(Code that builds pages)

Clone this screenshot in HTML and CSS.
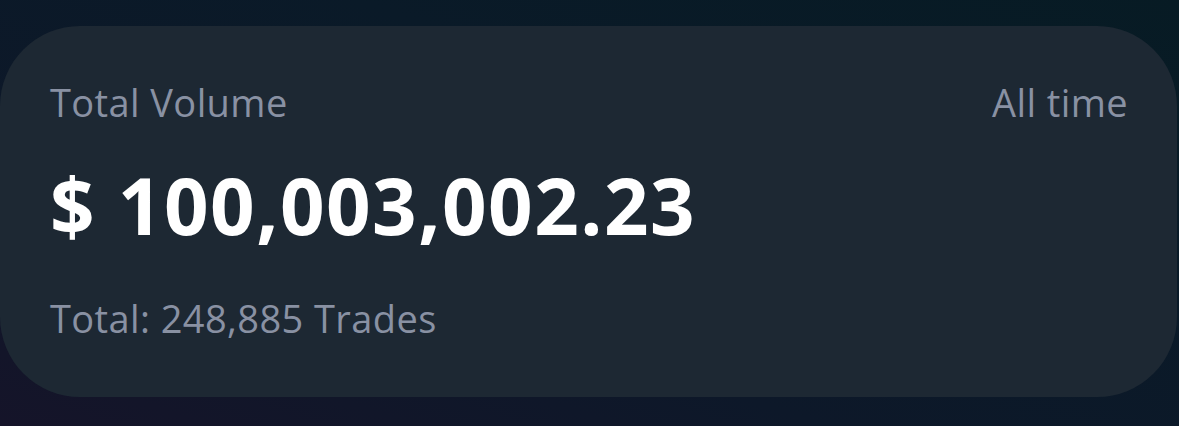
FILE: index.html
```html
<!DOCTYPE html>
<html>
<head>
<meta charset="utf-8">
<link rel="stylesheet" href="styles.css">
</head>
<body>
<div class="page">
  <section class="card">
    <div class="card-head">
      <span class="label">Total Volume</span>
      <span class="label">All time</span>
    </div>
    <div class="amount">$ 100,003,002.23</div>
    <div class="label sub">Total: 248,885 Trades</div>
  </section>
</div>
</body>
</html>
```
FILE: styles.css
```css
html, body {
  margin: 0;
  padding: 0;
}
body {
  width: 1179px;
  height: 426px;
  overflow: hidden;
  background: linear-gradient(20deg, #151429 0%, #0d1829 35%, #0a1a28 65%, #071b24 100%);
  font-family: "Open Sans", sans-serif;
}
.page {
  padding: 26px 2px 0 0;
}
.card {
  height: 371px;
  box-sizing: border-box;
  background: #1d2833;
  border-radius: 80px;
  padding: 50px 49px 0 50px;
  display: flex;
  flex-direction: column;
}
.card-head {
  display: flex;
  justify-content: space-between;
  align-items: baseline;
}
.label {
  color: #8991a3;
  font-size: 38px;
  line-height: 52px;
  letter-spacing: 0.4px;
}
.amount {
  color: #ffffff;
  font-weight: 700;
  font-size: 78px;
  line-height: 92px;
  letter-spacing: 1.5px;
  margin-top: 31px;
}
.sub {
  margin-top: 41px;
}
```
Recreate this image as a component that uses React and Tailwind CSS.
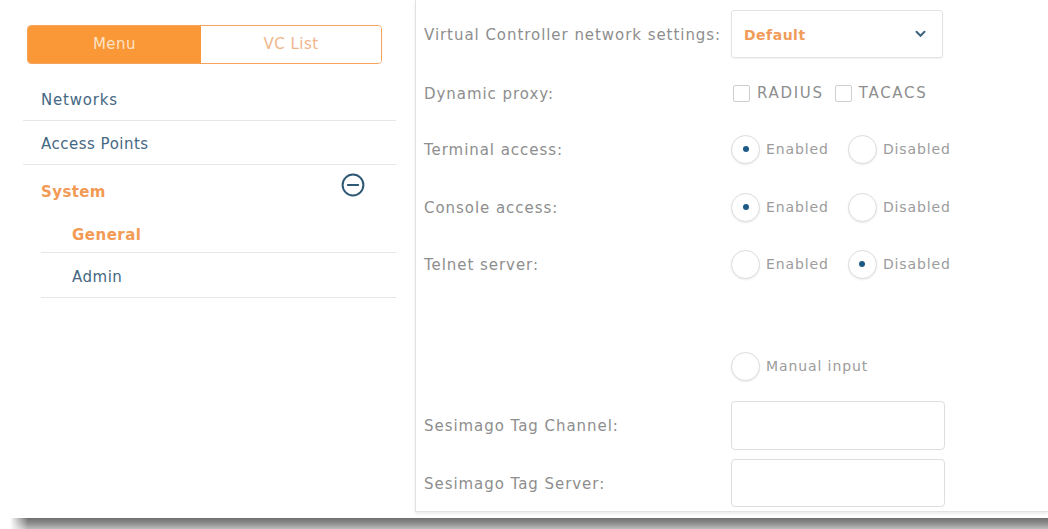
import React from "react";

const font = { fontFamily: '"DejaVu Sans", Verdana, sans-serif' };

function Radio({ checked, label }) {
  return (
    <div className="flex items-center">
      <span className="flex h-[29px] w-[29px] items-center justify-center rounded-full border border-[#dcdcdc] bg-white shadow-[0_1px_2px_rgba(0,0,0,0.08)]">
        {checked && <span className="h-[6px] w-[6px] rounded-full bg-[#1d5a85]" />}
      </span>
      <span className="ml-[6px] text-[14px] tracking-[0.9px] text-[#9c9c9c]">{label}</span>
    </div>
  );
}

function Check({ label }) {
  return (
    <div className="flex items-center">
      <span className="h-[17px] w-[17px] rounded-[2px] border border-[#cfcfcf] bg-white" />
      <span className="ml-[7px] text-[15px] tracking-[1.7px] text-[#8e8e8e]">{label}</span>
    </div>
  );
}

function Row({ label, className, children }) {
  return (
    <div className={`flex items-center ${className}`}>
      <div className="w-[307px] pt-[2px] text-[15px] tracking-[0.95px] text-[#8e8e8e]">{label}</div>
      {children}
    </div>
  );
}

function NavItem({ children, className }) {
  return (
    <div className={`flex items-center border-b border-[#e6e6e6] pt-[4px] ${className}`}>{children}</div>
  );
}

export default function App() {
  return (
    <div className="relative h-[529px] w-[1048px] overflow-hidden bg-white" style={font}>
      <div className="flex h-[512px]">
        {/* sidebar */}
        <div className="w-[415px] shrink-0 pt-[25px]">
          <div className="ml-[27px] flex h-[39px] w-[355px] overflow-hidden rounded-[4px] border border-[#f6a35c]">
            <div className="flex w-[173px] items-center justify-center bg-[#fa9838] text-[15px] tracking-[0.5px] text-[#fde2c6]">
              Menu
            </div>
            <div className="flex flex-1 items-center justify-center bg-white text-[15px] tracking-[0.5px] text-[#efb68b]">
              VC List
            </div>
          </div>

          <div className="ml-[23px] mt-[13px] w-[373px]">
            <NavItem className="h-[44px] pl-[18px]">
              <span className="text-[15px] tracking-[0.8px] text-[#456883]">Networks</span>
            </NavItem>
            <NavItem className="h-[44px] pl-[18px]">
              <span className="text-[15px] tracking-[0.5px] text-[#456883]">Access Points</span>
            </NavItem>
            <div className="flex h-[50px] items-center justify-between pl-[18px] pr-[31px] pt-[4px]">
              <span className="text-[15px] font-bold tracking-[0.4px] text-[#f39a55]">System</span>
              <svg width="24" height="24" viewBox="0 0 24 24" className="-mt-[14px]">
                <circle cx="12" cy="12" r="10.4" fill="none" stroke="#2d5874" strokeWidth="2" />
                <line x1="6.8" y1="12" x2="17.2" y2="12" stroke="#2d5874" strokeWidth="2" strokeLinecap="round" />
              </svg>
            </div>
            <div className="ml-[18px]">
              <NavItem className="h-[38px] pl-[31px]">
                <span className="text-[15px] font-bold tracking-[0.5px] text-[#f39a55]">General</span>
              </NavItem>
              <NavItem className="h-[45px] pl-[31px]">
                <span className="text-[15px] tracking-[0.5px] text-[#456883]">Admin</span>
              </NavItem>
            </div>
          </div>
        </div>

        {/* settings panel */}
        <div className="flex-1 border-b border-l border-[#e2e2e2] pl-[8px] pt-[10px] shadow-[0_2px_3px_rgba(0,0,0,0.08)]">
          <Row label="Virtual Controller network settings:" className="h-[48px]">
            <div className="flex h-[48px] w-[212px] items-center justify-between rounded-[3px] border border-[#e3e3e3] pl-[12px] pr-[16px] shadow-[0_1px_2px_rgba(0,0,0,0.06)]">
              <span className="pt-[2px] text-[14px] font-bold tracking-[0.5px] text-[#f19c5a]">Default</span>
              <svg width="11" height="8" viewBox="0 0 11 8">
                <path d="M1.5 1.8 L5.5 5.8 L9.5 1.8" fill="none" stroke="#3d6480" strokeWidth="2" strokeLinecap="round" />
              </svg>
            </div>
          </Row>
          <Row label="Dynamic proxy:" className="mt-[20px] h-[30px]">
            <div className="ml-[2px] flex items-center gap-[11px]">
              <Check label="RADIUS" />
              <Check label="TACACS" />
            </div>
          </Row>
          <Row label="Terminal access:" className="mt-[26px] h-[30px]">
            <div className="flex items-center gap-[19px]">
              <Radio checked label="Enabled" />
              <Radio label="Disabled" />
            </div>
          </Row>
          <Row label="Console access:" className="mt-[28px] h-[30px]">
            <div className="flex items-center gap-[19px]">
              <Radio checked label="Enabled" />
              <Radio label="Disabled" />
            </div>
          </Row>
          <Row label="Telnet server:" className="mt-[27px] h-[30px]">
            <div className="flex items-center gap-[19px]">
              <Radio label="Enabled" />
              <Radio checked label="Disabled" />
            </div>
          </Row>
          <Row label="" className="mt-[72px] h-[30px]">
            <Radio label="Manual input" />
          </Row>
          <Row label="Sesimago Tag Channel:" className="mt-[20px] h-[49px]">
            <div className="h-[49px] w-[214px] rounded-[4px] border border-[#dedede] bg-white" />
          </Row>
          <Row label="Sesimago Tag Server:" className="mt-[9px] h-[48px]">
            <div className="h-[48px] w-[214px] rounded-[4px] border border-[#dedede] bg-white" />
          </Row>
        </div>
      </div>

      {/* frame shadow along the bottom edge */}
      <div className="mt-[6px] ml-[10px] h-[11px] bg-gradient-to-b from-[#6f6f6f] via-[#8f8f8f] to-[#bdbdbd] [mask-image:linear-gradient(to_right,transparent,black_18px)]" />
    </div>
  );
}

DO THIS: The records above must be transcribed exactly. Pictures are left out of the copy.

TASK OUTPUT:
Clone this screenshot in HTML and CSS.
FILE: index.html
```html
<!DOCTYPE html>
<html>
<head>
<meta charset="utf-8">
<link rel="stylesheet" href="styles.css">
</head>
<body>
<div class="page">
  <section class="card">
    <div class="card-head">
      <span class="label">Total Volume</span>
      <span class="label">All time</span>
    </div>
    <div class="amount">$ 100,003,002.23</div>
    <div class="label sub">Total: 248,885 Trades</div>
  </section>
</div>
</body>
</html>
```
FILE: styles.css
```css
html, body {
  margin: 0;
  padding: 0;
}
body {
  width: 1179px;
  height: 426px;
  overflow: hidden;
  background: linear-gradient(20deg, #151429 0%, #0d1829 35%, #0a1a28 65%, #071b24 100%);
  font-family: "Open Sans", sans-serif;
}
.page {
  padding: 26px 2px 0 0;
}
.card {
  height: 371px;
  box-sizing: border-box;
  background: #1d2833;
  border-radius: 80px;
  padding: 50px 49px 0 50px;
  display: flex;
  flex-direction: column;
}
.card-head {
  display: flex;
  justify-content: space-between;
  align-items: baseline;
}
.label {
  color: #8991a3;
  font-size: 38px;
  line-height: 52px;
  letter-spacing: 0.4px;
}
.amount {
  color: #ffffff;
  font-weight: 700;
  font-size: 78px;
  line-height: 92px;
  letter-spacing: 1.5px;
  margin-top: 31px;
}
.sub {
  margin-top: 41px;
}
```
Recreate this image as a component that uses React and Tailwind CSS.
import React from "react";

const font = { fontFamily: '"DejaVu Sans", Verdana, sans-serif' };

function Radio({ checked, label }) {
  return (
    <div className="flex items-center">
      <span className="flex h-[29px] w-[29px] items-center justify-center rounded-full border border-[#dcdcdc] bg-white shadow-[0_1px_2px_rgba(0,0,0,0.08)]">
        {checked && <span className="h-[6px] w-[6px] rounded-full bg-[#1d5a85]" />}
      </span>
      <span className="ml-[6px] text-[14px] tracking-[0.9px] text-[#9c9c9c]">{label}</span>
    </div>
  );
}

function Check({ label }) {
  return (
    <div className="flex items-center">
      <span className="h-[17px] w-[17px] rounded-[2px] border border-[#cfcfcf] bg-white" />
      <span className="ml-[7px] text-[15px] tracking-[1.7px] text-[#8e8e8e]">{label}</span>
    </div>
  );
}

function Row({ label, className, children }) {
  return (
    <div className={`flex items-center ${className}`}>
      <div className="w-[307px] pt-[2px] text-[15px] tracking-[0.95px] text-[#8e8e8e]">{label}</div>
      {children}
    </div>
  );
}

function NavItem({ children, className }) {
  return (
    <div className={`flex items-center border-b border-[#e6e6e6] pt-[4px] ${className}`}>{children}</div>
  );
}

export default function App() {
  return (
    <div className="relative h-[529px] w-[1048px] overflow-hidden bg-white" style={font}>
      <div className="flex h-[512px]">
        {/* sidebar */}
        <div className="w-[415px] shrink-0 pt-[25px]">
          <div className="ml-[27px] flex h-[39px] w-[355px] overflow-hidden rounded-[4px] border border-[#f6a35c]">
            <div className="flex w-[173px] items-center justify-center bg-[#fa9838] text-[15px] tracking-[0.5px] text-[#fde2c6]">
              Menu
            </div>
            <div className="flex flex-1 items-center justify-center bg-white text-[15px] tracking-[0.5px] text-[#efb68b]">
              VC List
            </div>
          </div>

          <div className="ml-[23px] mt-[13px] w-[373px]">
            <NavItem className="h-[44px] pl-[18px]">
              <span className="text-[15px] tracking-[0.8px] text-[#456883]">Networks</span>
            </NavItem>
            <NavItem className="h-[44px] pl-[18px]">
              <span className="text-[15px] tracking-[0.5px] text-[#456883]">Access Points</span>
            </NavItem>
            <div className="flex h-[50px] items-center justify-between pl-[18px] pr-[31px] pt-[4px]">
              <span className="text-[15px] font-bold tracking-[0.4px] text-[#f39a55]">System</span>
              <svg width="24" height="24" viewBox="0 0 24 24" className="-mt-[14px]">
                <circle cx="12" cy="12" r="10.4" fill="none" stroke="#2d5874" strokeWidth="2" />
                <line x1="6.8" y1="12" x2="17.2" y2="12" stroke="#2d5874" strokeWidth="2" strokeLinecap="round" />
              </svg>
            </div>
            <div className="ml-[18px]">
              <NavItem className="h-[38px] pl-[31px]">
                <span className="text-[15px] font-bold tracking-[0.5px] text-[#f39a55]">General</span>
              </NavItem>
              <NavItem className="h-[45px] pl-[31px]">
                <span className="text-[15px] tracking-[0.5px] text-[#456883]">Admin</span>
              </NavItem>
            </div>
          </div>
        </div>

        {/* settings panel */}
        <div className="flex-1 border-b border-l border-[#e2e2e2] pl-[8px] pt-[10px] shadow-[0_2px_3px_rgba(0,0,0,0.08)]">
          <Row label="Virtual Controller network settings:" className="h-[48px]">
            <div className="flex h-[48px] w-[212px] items-center justify-between rounded-[3px] border border-[#e3e3e3] pl-[12px] pr-[16px] shadow-[0_1px_2px_rgba(0,0,0,0.06)]">
              <span className="pt-[2px] text-[14px] font-bold tracking-[0.5px] text-[#f19c5a]">Default</span>
              <svg width="11" height="8" viewBox="0 0 11 8">
                <path d="M1.5 1.8 L5.5 5.8 L9.5 1.8" fill="none" stroke="#3d6480" strokeWidth="2" strokeLinecap="round" />
              </svg>
            </div>
          </Row>
          <Row label="Dynamic proxy:" className="mt-[20px] h-[30px]">
            <div className="ml-[2px] flex items-center gap-[11px]">
              <Check label="RADIUS" />
              <Check label="TACACS" />
            </div>
          </Row>
          <Row label="Terminal access:" className="mt-[26px] h-[30px]">
            <div className="flex items-center gap-[19px]">
              <Radio checked label="Enabled" />
              <Radio label="Disabled" />
            </div>
          </Row>
          <Row label="Console access:" className="mt-[28px] h-[30px]">
            <div className="flex items-center gap-[19px]">
              <Radio checked label="Enabled" />
              <Radio label="Disabled" />
            </div>
          </Row>
          <Row label="Telnet server:" className="mt-[27px] h-[30px]">
            <div className="flex items-center gap-[19px]">
              <Radio label="Enabled" />
              <Radio checked label="Disabled" />
            </div>
          </Row>
          <Row label="" className="mt-[72px] h-[30px]">
            <Radio label="Manual input" />
          </Row>
          <Row label="Sesimago Tag Channel:" className="mt-[20px] h-[49px]">
            <div className="h-[49px] w-[214px] rounded-[4px] border border-[#dedede] bg-white" />
          </Row>
          <Row label="Sesimago Tag Server:" className="mt-[9px] h-[48px]">
            <div className="h-[48px] w-[214px] rounded-[4px] border border-[#dedede] bg-white" />
          </Row>
        </div>
      </div>

      {/* frame shadow along the bottom edge */}
      <div className="mt-[6px] ml-[10px] h-[11px] bg-gradient-to-b from-[#6f6f6f] via-[#8f8f8f] to-[#bdbdbd] [mask-image:linear-gradient(to_right,transparent,black_18px)]" />
    </div>
  );
}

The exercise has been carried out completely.